**RECORDED DATA:**
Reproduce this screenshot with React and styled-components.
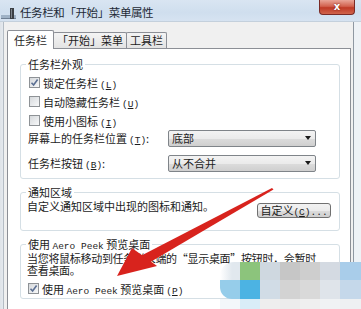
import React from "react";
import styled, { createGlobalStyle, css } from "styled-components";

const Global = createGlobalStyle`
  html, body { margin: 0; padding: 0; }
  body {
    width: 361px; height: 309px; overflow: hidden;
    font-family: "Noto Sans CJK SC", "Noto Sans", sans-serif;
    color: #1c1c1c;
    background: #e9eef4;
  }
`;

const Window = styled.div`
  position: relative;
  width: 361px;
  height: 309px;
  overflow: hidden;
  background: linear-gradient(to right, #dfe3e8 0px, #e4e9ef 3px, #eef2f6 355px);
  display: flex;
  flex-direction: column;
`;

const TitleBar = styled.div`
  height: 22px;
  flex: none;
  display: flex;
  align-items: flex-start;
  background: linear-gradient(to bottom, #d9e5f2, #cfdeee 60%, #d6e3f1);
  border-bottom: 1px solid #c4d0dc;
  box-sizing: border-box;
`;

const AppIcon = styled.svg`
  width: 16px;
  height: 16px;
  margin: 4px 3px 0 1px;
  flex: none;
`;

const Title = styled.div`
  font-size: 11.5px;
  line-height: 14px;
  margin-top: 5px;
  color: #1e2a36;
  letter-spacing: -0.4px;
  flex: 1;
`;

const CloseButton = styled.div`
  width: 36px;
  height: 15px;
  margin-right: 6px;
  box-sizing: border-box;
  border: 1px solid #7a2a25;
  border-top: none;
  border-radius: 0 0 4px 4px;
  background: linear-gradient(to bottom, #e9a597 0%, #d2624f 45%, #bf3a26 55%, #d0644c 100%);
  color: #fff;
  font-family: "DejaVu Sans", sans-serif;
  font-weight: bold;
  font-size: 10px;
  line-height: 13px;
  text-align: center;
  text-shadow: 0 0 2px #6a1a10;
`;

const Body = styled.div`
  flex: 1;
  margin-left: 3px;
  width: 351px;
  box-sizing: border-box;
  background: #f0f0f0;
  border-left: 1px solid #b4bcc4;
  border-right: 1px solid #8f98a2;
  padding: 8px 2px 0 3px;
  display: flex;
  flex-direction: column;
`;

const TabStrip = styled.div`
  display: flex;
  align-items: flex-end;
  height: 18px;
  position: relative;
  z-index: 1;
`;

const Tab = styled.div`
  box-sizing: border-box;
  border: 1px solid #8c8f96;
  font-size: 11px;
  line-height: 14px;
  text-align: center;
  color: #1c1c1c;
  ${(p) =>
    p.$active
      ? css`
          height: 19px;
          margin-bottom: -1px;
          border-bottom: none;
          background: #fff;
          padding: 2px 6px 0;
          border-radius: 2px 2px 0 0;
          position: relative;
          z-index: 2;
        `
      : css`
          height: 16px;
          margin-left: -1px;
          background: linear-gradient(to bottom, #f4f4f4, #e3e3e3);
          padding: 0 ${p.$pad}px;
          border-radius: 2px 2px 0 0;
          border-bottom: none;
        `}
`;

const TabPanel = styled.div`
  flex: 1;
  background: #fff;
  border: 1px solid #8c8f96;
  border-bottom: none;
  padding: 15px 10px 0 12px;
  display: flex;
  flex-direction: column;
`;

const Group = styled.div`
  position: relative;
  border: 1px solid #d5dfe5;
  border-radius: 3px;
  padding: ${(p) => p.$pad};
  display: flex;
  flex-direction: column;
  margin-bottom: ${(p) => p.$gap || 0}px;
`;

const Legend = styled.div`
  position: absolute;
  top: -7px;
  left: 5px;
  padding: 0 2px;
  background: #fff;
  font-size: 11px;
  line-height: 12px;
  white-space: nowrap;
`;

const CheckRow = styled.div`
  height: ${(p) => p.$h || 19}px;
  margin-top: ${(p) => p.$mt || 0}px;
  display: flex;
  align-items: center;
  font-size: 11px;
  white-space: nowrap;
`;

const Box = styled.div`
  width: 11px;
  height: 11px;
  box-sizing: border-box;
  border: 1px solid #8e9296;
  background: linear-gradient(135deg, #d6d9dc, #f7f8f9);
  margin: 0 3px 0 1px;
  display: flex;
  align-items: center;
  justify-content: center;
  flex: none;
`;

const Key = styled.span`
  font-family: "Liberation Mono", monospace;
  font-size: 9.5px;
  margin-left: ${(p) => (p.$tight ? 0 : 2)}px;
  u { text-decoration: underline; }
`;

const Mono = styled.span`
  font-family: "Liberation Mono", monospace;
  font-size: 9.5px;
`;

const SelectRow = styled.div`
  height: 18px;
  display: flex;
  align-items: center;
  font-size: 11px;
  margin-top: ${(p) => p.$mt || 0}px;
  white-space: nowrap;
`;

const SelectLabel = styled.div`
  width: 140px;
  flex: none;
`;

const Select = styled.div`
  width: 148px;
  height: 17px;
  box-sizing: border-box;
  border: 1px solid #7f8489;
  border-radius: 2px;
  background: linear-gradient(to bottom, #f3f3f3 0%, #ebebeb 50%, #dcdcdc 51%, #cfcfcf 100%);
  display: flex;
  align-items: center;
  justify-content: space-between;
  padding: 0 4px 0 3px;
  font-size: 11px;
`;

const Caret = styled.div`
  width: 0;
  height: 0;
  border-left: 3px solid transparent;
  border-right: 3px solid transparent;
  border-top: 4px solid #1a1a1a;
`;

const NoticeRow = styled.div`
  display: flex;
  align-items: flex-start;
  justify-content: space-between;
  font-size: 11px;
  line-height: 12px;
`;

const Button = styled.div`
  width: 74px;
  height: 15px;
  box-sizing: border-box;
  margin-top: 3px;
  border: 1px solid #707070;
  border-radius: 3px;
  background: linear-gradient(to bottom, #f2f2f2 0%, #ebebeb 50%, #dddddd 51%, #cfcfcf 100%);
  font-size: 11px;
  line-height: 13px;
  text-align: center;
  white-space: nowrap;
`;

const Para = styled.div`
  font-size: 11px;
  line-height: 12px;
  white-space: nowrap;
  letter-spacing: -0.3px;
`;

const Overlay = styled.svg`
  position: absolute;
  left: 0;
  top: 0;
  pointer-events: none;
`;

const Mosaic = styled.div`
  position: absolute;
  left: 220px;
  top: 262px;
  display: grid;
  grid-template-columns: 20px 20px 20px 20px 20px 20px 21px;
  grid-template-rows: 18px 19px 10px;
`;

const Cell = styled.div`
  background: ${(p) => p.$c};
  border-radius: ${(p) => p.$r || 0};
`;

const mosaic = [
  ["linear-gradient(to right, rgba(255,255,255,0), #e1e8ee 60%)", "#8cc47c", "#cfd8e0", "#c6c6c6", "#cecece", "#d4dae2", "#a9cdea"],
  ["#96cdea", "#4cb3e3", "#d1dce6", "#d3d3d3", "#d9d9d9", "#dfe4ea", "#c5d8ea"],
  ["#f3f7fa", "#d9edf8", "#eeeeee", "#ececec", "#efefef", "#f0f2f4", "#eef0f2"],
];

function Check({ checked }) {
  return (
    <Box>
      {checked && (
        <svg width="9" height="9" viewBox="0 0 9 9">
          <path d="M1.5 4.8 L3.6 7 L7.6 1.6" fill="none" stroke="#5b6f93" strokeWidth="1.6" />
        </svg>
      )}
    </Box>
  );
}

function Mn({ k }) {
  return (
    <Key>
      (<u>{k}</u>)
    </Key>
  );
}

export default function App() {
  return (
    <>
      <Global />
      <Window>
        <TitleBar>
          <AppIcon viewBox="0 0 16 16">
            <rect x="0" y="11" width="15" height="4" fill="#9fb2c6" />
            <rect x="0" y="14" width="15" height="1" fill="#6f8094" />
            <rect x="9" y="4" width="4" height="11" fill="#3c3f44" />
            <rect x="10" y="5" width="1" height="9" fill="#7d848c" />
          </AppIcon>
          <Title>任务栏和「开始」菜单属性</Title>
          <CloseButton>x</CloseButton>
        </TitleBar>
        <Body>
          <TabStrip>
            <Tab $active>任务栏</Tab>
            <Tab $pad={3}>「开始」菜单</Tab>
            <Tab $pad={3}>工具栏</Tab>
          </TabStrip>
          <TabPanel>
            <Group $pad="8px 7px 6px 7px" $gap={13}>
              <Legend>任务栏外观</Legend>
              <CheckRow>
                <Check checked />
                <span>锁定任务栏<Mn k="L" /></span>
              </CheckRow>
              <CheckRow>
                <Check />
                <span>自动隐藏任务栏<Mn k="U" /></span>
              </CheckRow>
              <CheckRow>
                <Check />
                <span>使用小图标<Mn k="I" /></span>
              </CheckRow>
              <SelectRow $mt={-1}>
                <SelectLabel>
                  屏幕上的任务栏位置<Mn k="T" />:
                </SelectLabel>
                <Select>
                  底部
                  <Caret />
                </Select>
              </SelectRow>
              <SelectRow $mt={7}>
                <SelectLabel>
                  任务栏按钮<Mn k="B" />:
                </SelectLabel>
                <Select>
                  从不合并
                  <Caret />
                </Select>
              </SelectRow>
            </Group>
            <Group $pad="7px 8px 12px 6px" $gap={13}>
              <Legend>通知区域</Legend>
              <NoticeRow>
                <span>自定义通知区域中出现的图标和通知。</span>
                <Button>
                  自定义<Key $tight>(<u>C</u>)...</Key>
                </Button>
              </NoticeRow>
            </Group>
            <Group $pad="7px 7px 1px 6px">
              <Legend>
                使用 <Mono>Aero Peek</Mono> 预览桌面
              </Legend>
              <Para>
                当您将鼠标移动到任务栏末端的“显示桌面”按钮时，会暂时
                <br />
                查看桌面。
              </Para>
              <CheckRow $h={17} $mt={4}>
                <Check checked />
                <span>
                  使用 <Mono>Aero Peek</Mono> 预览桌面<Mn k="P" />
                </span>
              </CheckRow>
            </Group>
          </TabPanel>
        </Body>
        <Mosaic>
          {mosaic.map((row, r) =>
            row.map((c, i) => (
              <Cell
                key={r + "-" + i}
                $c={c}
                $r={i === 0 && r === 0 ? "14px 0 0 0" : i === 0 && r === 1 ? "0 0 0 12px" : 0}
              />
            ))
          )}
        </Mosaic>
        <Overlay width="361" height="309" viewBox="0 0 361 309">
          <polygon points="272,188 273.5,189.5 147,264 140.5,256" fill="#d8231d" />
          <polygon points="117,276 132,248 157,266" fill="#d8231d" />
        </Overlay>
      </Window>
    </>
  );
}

**EXERCISE OBJECTIVE:**
Using the listing above, list every line in which the string "React" occurs.

**FULL OUTPUT:**
Reproduce this screenshot with React and styled-components.
import React from "react";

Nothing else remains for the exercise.